Um levantamento inédito do GloboEsporte.com mostrou recentemente que 48,1% de 163 jogadores e técnicos negros entrevistados afirmaram terem sido vítimas de racismo no futebol. Agora, no Dia da Consciência Negra, nesta quarta-feira, 20 de novembro, um outro dado fomenta o debate: apenas um entre os 40 clubes das séries A e B do Campeonato Brasileiro possui um presidente negro.
Ele é Sebastião Arcanjo, o Tiãozinho, que assumiu o cargo na Ponte Preta há duas semanas após a saída de José Armando Abdalla. Com uma longa folha de serviços prestados ao clube, Tiãozinho já foi vice-presidente e também diretor de futebol – função que exercia na campanha do vice-campeonato paulista de 2008, mas só chegou ao maior posto administrativo após a renúncia do mandatário anterior.
– Penso que existe uma lacuna fora das quatro linhas nesse sentido, um vazio a ser preenchido. É uma fotografia do Brasil. É preciso evitar que esse problema seja exclusivamente dos ex-atletas, jogadores e profissionais negros e negras do futebol. Isso exige uma agenda que busque responder o déficit no ponto de vista da educação, do acesso à universidade, o que foi negado por muito tempo e hoje está sendo reparado com políticas afirmativas – disse Tiãozinho, em entrevista.
Tiãozinho assumiu a presidência da Ponte há duas semanas — Foto: Ponte Press / Luiz Guilherme Martins
Tiãozinho é o primeiro presidente negro da história de 119 anos de um clube que se considera a primeira democracia racial do futebol brasileiro – e pleiteia há anos o reconhecimento junto à Fifa por ter tido negros entre os fundadores, em 1900, e ter tido um jogador titular negro no primeiro time: Miguel do Carmo. Hoje, além de Tiãozinho como chefe da diretoria executiva, a Ponte tem um negro como presidente do Conselho Deliberativo: Tagino Alves dos Santos.
– A vida nos reserva essas surpresas, estou sendo brindado pela história. O clube foi o primeiro a promover aquilo que se convencionou a chamar de democracia racial. Precisamos de 119 anos para que isso acontecesse.

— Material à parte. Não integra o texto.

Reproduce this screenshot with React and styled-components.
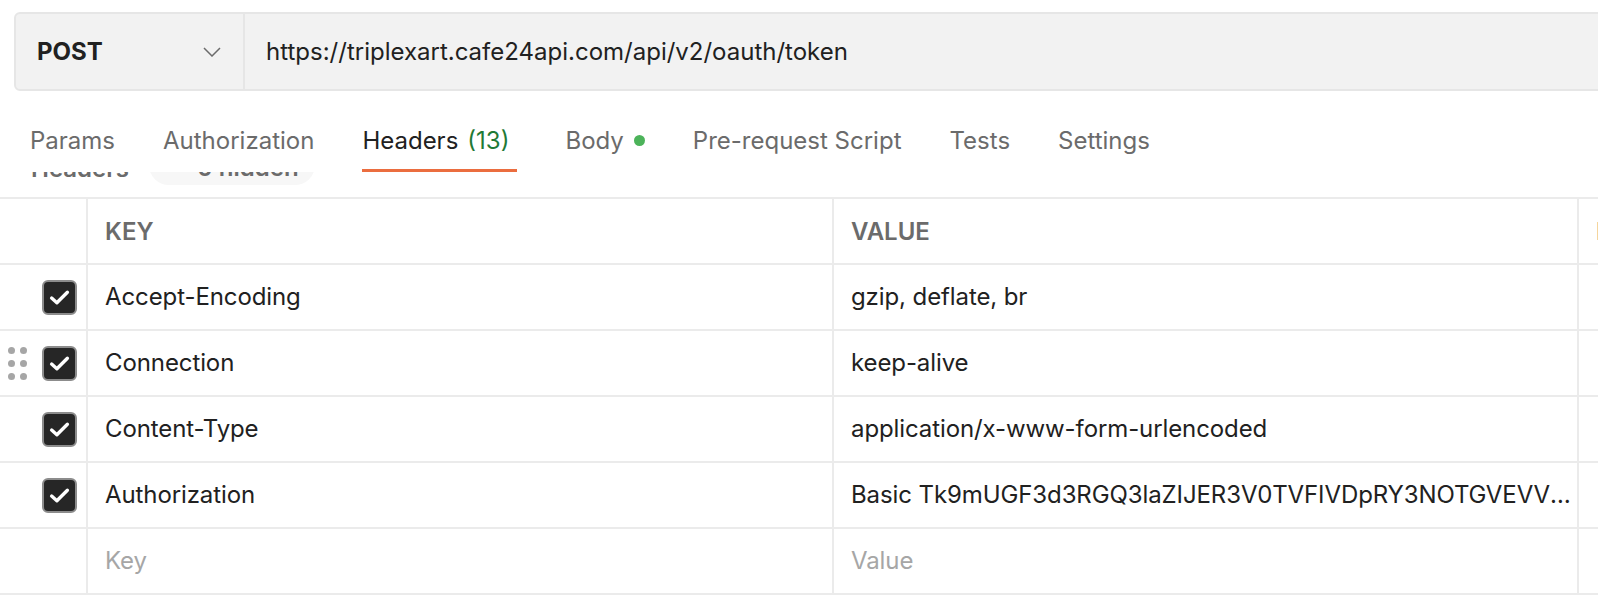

Não que não tiveram pessoas com condições de assumir esse papel, mas pode ser que a condição histórica não permitia.
Fora do futebol, ele construiu a carreira na política, sendo vereador de Campinas, deputado estadual, ocupou ainda cargos de secretário de Trabalho e Renda e de Serviços Públicos da Prefeitura de Campinas e também se notabilizou por lutar contra a discriminação racial.
– São vários casos de racismo que me acompanharam, então eu tenho uma posição muito firme em relação à luta de combate ao racismo. Sempre nas posições que pude acompanhar, na vida pessoal, no trabalho, vida pública, sempre me posicionei contra racismo e qualquer tipo de discriminação.Se as mais diversas estatísticas indicam o quanto o espaço dos negros ainda precisa crescer na nossa sociedade, Tiãozinho acredita que o futuro reserva surpresas positivas em breve para que as diferenças no futebol e também no geral possam diminuir:
– Estou otimista, no próximo período vamos ter uma centena de milhares de jovens negros e negras que vão sair da universidade com uma qualificação e com capacidade para assumir posições fora das quatro linhas. As direções dos clubes também refletem um momento de transição. Aquele modelo de clubes agarrados ao estado, em que ninguém pagava nada, onde as coisas eram resolvidas pelo poder quase absoluto dos presidentes, ou de conselhos prontamente afastados da realidade concreta, porque era um mundo de faz de conta, essa máscara também está caindo.